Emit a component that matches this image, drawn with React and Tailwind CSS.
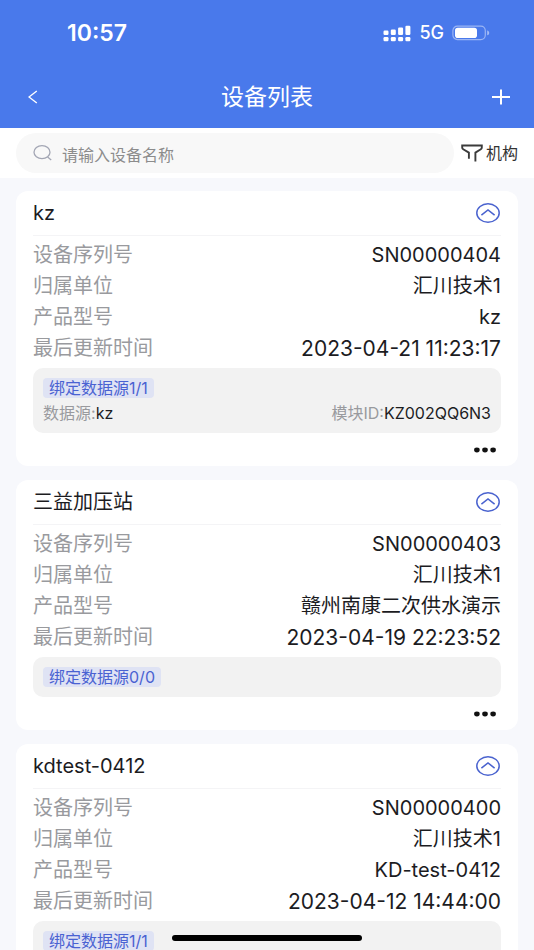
import { useState } from 'react';

const devices = [
  {
    name: 'kz',
    serial: 'SN00000404',
    owner: '汇川技术1',
    model: 'kz',
    updatedAt: '2023-04-21 11:23:17',
    bound: '1/1',
    sources: [{ name: 'kz', moduleId: 'KZ002QQ6N3' }],
  },
  {
    name: '三益加压站',
    serial: 'SN00000403',
    owner: '汇川技术1',
    model: '赣州南康二次供水演示',
    updatedAt: '2023-04-19 22:23:52',
    bound: '0/0',
    sources: [],
  },
  {
    name: 'kdtest-0412',
    serial: 'SN00000400',
    owner: '汇川技术1',
    model: 'KD-test-0412',
    updatedAt: '2023-04-12 14:44:00',
    bound: '1/1',
    sources: [],
  },
];

const SignalIcon = () => (
  <svg width="28" height="17" viewBox="0 0 28 17" fill="currentColor" aria-hidden="true">
    <rect x="0.5" y="5.5" width="5" height="4.5" rx="1.2" />
    <rect x="7.8" y="4.5" width="5" height="5.5" rx="1.2" />
    <rect x="15.1" y="2.6" width="5" height="7.4" rx="1.2" />
    <rect x="22.4" y="0.7" width="5" height="9.3" rx="1.2" />
    <rect x="0.5" y="12" width="5" height="4.2" rx="1.2" />
    <rect x="7.8" y="12" width="5" height="4.2" rx="1.2" />
    <rect x="15.1" y="12" width="5" height="4.2" rx="1.2" />
    <rect x="22.4" y="12" width="5" height="4.2" rx="1.2" />
  </svg>
);

const BatteryIcon = () => (
  <svg width="38" height="16" viewBox="0 0 38 16" fill="none" aria-hidden="true">
    <rect x="0.9" y="1.2" width="32.4" height="13.4" rx="4.5" stroke="#fff" strokeOpacity="0.45" strokeWidth="1.2" />
    <rect x="3" y="2.8" width="22" height="10.2" rx="2.8" fill="#fff" />
    <path d="M35.2 5.6c1.3.4 2 1.2 2 2.3s-.7 1.9-2 2.3z" fill="#fff" fillOpacity="0.5" />
  </svg>
);

const FilterIcon = () => (
  <svg width="22" height="18" viewBox="0 0 22 18" fill="none" stroke="#3b3b3b" strokeWidth="1.9" aria-hidden="true">
    <path d="M7.9 14.8V8.6L2.2 5.2C1.5 4.8 1.2 4.2 1.2 3.4V1.5h19.6v1.9c0 .8-.3 1.4-1 1.8l-5.4 3.4v8.8" />
  </svg>
);

const CollapseIcon = () => (
  <svg width="24" height="20" viewBox="0 0 24 20" fill="none" stroke="#4a63cf" aria-hidden="true">
    <ellipse cx="12" cy="10" rx="11.2" ry="9.2" strokeWidth="1.5" />
    <path d="M5.4 12.2 12 6.9l6.6 5.3" strokeWidth="1.5" />
  </svg>
);

const MoreIcon = () => (
  <svg width="22" height="6" viewBox="0 0 22 6" fill="#111" aria-hidden="true">
    <ellipse cx="2.9" cy="3" rx="2.8" ry="2.4" />
    <ellipse cx="11" cy="3" rx="2.8" ry="2.4" />
    <ellipse cx="19.1" cy="3" rx="2.8" ry="2.4" />
  </svg>
);

const Row = ({ label, value, valueClass }) => (
  <div className="flex justify-between leading-[31px]">
    <dt className="text-[#999a9e]">{label}</dt>
    <dd className={valueClass}>{value}</dd>
  </div>
);

const DeviceCard = ({ device }) => {
  const [open, setOpen] = useState(true);

  return (
    <article className="rounded-xl bg-white px-[17px] text-xl text-[#1c1c1f]">
      <div className="flex h-[45px] items-center justify-between border-b border-[#f4f4f6]">
        <h2>{device.name}</h2>
        <button type="button" aria-label="展开或收起" className="pr-px" onClick={() => setOpen(!open)}>
          <CollapseIcon />
        </button>
      </div>
      {open && (
        <>
          <dl className="pt-1">
            <Row label="设备序列号" value={device.serial} />
            <Row label="归属单位" value={device.owner} />
            <Row label="产品型号" value={device.model} />
            <Row label="最后更新时间" value={device.updatedAt} valueClass="text-[21px] leading-[31px]" />
          </dl>
          <div className="mt-1 rounded-[10px] bg-[#f2f2f2] p-[10px] text-base">
            <div className="flex">
              <span className="rounded bg-[#dfe3f4] px-[6px] leading-5 text-[#4a62d2]">绑定数据源{device.bound}</span>
            </div>
            {device.sources.map((source) => (
              <div key={source.moduleId} className="mt-[5px] flex justify-between leading-5">
                <p>
                  <span className="text-[#999a9e]">数据源:</span>
                  {source.name}
                </p>
                <p>
                  <span className="text-[#999a9e]">模块ID:</span>
                  {source.moduleId}
                </p>
              </div>
            ))}
          </div>
        </>
      )}
      <div className="flex h-[33px] items-center justify-end pr-[5px]">
        <button type="button" aria-label="更多">
          <MoreIcon />
        </button>
      </div>
    </article>
  );
};

const App = () => {
  const [keyword, setKeyword] = useState('');

  return (
    <div className="flex h-screen flex-col bg-[#f7f8fc] font-['Inter','Noto_Sans_CJK_SC',sans-serif]">
      <header className="bg-[#4979eb] text-white">
        {/* Status bar */}
        <div className="flex h-[66px] items-center justify-between pr-11 pl-[67px]">
          <span className="text-[23px] font-semibold">10:57</span>
          <div className="flex items-center gap-2">
            <SignalIcon />
            <span className="text-lg font-medium">5G</span>
            <BatteryIcon />
          </div>
        </div>
        {/* Nav bar */}
        <div className="grid h-[62px] grid-cols-[1fr_auto_1fr] items-center px-6">
          <button type="button" aria-label="返回" className="justify-self-start pl-1">
            <svg width="10" height="14" viewBox="0 0 10 14" fill="none" stroke="currentColor" strokeWidth="1.4" aria-hidden="true">
              <path d="M8.8 1 1 7l7.8 6" />
            </svg>
          </button>
          <h1 className="text-[23px]">设备列表</h1>
          <button type="button" aria-label="新增" className="justify-self-end">
            <svg width="18" height="16" viewBox="0 0 18 16" fill="none" stroke="currentColor" strokeWidth="2" aria-hidden="true">
              <path d="M0 8h18M9 0.5v15" />
            </svg>
          </button>
        </div>
      </header>

      {/* Search */}
      <div className="flex h-[50px] shrink-0 items-center gap-[7px] bg-white px-4">
        <label className="flex h-10 flex-1 items-center gap-[10px] rounded-full bg-[#f8f8f8] pl-[17px]">
          <svg width="19" height="16" viewBox="0 0 19 16" fill="none" stroke="#a3a6b4" strokeWidth="1.3" aria-hidden="true">
            <ellipse cx="9" cy="7.2" rx="8" ry="6.5" />
            <path d="m14.6 12 3.6 3" />
          </svg>
          <input
            type="text"
            aria-label="设备名称"
            placeholder="请输入设备名称"
            value={keyword}
            onChange={(e) => setKeyword(e.target.value)}
            className="min-w-0 flex-1 bg-transparent pt-1 text-base outline-none placeholder:text-[#8c8c8c]"
          />
        </label>
        <button type="button" className="flex items-center gap-[3px] text-base text-[#333]">
          <FilterIcon />
          机构
        </button>
      </div>

      {/* Device list */}
      <main className="flex min-h-0 flex-1 flex-col gap-[14px] overflow-y-auto px-4 pt-[13px] pb-6 [scrollbar-width:none]">
        {devices
          .filter((device) => device.name.includes(keyword))
          .map((device) => (
            <DeviceCard key={device.serial} device={device} />
          ))}
      </main>

      <div className="fixed bottom-[9px] left-1/2 h-[6px] w-[190px] -translate-x-1/2 rounded-full bg-black" />
    </div>
  );
};

export default App;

### [WHAT YOU SHOULD DO]
Leave the pictures out and output the rest of the listing exactly.

### [RIGHT ANSWER]
Emit a component that matches this image, drawn with React and Tailwind CSS.
import { useState } from 'react';

const devices = [
  {
    name: 'kz',
    serial: 'SN00000404',
    owner: '汇川技术1',
    model: 'kz',
    updatedAt: '2023-04-21 11:23:17',
    bound: '1/1',
    sources: [{ name: 'kz', moduleId: 'KZ002QQ6N3' }],
  },
  {
    name: '三益加压站',
    serial: 'SN00000403',
    owner: '汇川技术1',
    model: '赣州南康二次供水演示',
    updatedAt: '2023-04-19 22:23:52',
    bound: '0/0',
    sources: [],
  },
  {
    name: 'kdtest-0412',
    serial: 'SN00000400',
    owner: '汇川技术1',
    model: 'KD-test-0412',
    updatedAt: '2023-04-12 14:44:00',
    bound: '1/1',
    sources: [],
  },
];

const SignalIcon = () => (
  <svg width="28" height="17" viewBox="0 0 28 17" fill="currentColor" aria-hidden="true">
    <rect x="0.5" y="5.5" width="5" height="4.5" rx="1.2" />
    <rect x="7.8" y="4.5" width="5" height="5.5" rx="1.2" />
    <rect x="15.1" y="2.6" width="5" height="7.4" rx="1.2" />
    <rect x="22.4" y="0.7" width="5" height="9.3" rx="1.2" />
    <rect x="0.5" y="12" width="5" height="4.2" rx="1.2" />
    <rect x="7.8" y="12" width="5" height="4.2" rx="1.2" />
    <rect x="15.1" y="12" width="5" height="4.2" rx="1.2" />
    <rect x="22.4" y="12" width="5" height="4.2" rx="1.2" />
  </svg>
);

const BatteryIcon = () => (
  <svg width="38" height="16" viewBox="0 0 38 16" fill="none" aria-hidden="true">
    <rect x="0.9" y="1.2" width="32.4" height="13.4" rx="4.5" stroke="#fff" strokeOpacity="0.45" strokeWidth="1.2" />
    <rect x="3" y="2.8" width="22" height="10.2" rx="2.8" fill="#fff" />
    <path d="M35.2 5.6c1.3.4 2 1.2 2 2.3s-.7 1.9-2 2.3z" fill="#fff" fillOpacity="0.5" />
  </svg>
);

const FilterIcon = () => (
  <svg width="22" height="18" viewBox="0 0 22 18" fill="none" stroke="#3b3b3b" strokeWidth="1.9" aria-hidden="true">
    <path d="M7.9 14.8V8.6L2.2 5.2C1.5 4.8 1.2 4.2 1.2 3.4V1.5h19.6v1.9c0 .8-.3 1.4-1 1.8l-5.4 3.4v8.8" />
  </svg>
);

const CollapseIcon = () => (
  <svg width="24" height="20" viewBox="0 0 24 20" fill="none" stroke="#4a63cf" aria-hidden="true">
    <ellipse cx="12" cy="10" rx="11.2" ry="9.2" strokeWidth="1.5" />
    <path d="M5.4 12.2 12 6.9l6.6 5.3" strokeWidth="1.5" />
  </svg>
);

const MoreIcon = () => (
  <svg width="22" height="6" viewBox="0 0 22 6" fill="#111" aria-hidden="true">
    <ellipse cx="2.9" cy="3" rx="2.8" ry="2.4" />
    <ellipse cx="11" cy="3" rx="2.8" ry="2.4" />
    <ellipse cx="19.1" cy="3" rx="2.8" ry="2.4" />
  </svg>
);

const Row = ({ label, value, valueClass }) => (
  <div className="flex justify-between leading-[31px]">
    <dt className="text-[#999a9e]">{label}</dt>
    <dd className={valueClass}>{value}</dd>
  </div>
);

const DeviceCard = ({ device }) => {
  const [open, setOpen] = useState(true);

  return (
    <article className="rounded-xl bg-white px-[17px] text-xl text-[#1c1c1f]">
      <div className="flex h-[45px] items-center justify-between border-b border-[#f4f4f6]">
        <h2>{device.name}</h2>
        <button type="button" aria-label="展开或收起" className="pr-px" onClick={() => setOpen(!open)}>
          <CollapseIcon />
        </button>
      </div>
      {open && (
        <>
          <dl className="pt-1">
            <Row label="设备序列号" value={device.serial} />
            <Row label="归属单位" value={device.owner} />
            <Row label="产品型号" value={device.model} />
            <Row label="最后更新时间" value={device.updatedAt} valueClass="text-[21px] leading-[31px]" />
          </dl>
          <div className="mt-1 rounded-[10px] bg-[#f2f2f2] p-[10px] text-base">
            <div className="flex">
              <span className="rounded bg-[#dfe3f4] px-[6px] leading-5 text-[#4a62d2]">绑定数据源{device.bound}</span>
            </div>
            {device.sources.map((source) => (
              <div key={source.moduleId} className="mt-[5px] flex justify-between leading-5">
                <p>
                  <span className="text-[#999a9e]">数据源:</span>
                  {source.name}
                </p>
                <p>
                  <span className="text-[#999a9e]">模块ID:</span>
                  {source.moduleId}
                </p>
              </div>
            ))}
          </div>
        </>
      )}
      <div className="flex h-[33px] items-center justify-end pr-[5px]">
        <button type="button" aria-label="更多">
          <MoreIcon />
        </button>
      </div>
    </article>
  );
};

const App = () => {
  const [keyword, setKeyword] = useState('');

  return (
    <div className="flex h-screen flex-col bg-[#f7f8fc] font-['Inter','Noto_Sans_CJK_SC',sans-serif]">
      <header className="bg-[#4979eb] text-white">
        {/* Status bar */}
        <div className="flex h-[66px] items-center justify-between pr-11 pl-[67px]">
          <span className="text-[23px] font-semibold">10:57</span>
          <div className="flex items-center gap-2">
            <SignalIcon />
            <span className="text-lg font-medium">5G</span>
            <BatteryIcon />
          </div>
        </div>
        {/* Nav bar */}
        <div className="grid h-[62px] grid-cols-[1fr_auto_1fr] items-center px-6">
          <button type="button" aria-label="返回" className="justify-self-start pl-1">
            <svg width="10" height="14" viewBox="0 0 10 14" fill="none" stroke="currentColor" strokeWidth="1.4" aria-hidden="true">
              <path d="M8.8 1 1 7l7.8 6" />
            </svg>
          </button>
          <h1 className="text-[23px]">设备列表</h1>
          <button type="button" aria-label="新增" className="justify-self-end">
            <svg width="18" height="16" viewBox="0 0 18 16" fill="none" stroke="currentColor" strokeWidth="2" aria-hidden="true">
              <path d="M0 8h18M9 0.5v15" />
            </svg>
          </button>
        </div>
      </header>

      {/* Search */}
      <div className="flex h-[50px] shrink-0 items-center gap-[7px] bg-white px-4">
        <label className="flex h-10 flex-1 items-center gap-[10px] rounded-full bg-[#f8f8f8] pl-[17px]">
          <svg width="19" height="16" viewBox="0 0 19 16" fill="none" stroke="#a3a6b4" strokeWidth="1.3" aria-hidden="true">
            <ellipse cx="9" cy="7.2" rx="8" ry="6.5" />
            <path d="m14.6 12 3.6 3" />
          </svg>
          <input
            type="text"
            aria-label="设备名称"
            placeholder="请输入设备名称"
            value={keyword}
            onChange={(e) => setKeyword(e.target.value)}
            className="min-w-0 flex-1 bg-transparent pt-1 text-base outline-none placeholder:text-[#8c8c8c]"
          />
        </label>
        <button type="button" className="flex items-center gap-[3px] text-base text-[#333]">
          <FilterIcon />
          机构
        </button>
      </div>

      {/* Device list */}
      <main className="flex min-h-0 flex-1 flex-col gap-[14px] overflow-y-auto px-4 pt-[13px] pb-6 [scrollbar-width:none]">
        {devices
          .filter((device) => device.name.includes(keyword))
          .map((device) => (
            <DeviceCard key={device.serial} device={device} />
          ))}
      </main>

      <div className="fixed bottom-[9px] left-1/2 h-[6px] w-[190px] -translate-x-1/2 rounded-full bg-black" />
    </div>
  );
};

export default App;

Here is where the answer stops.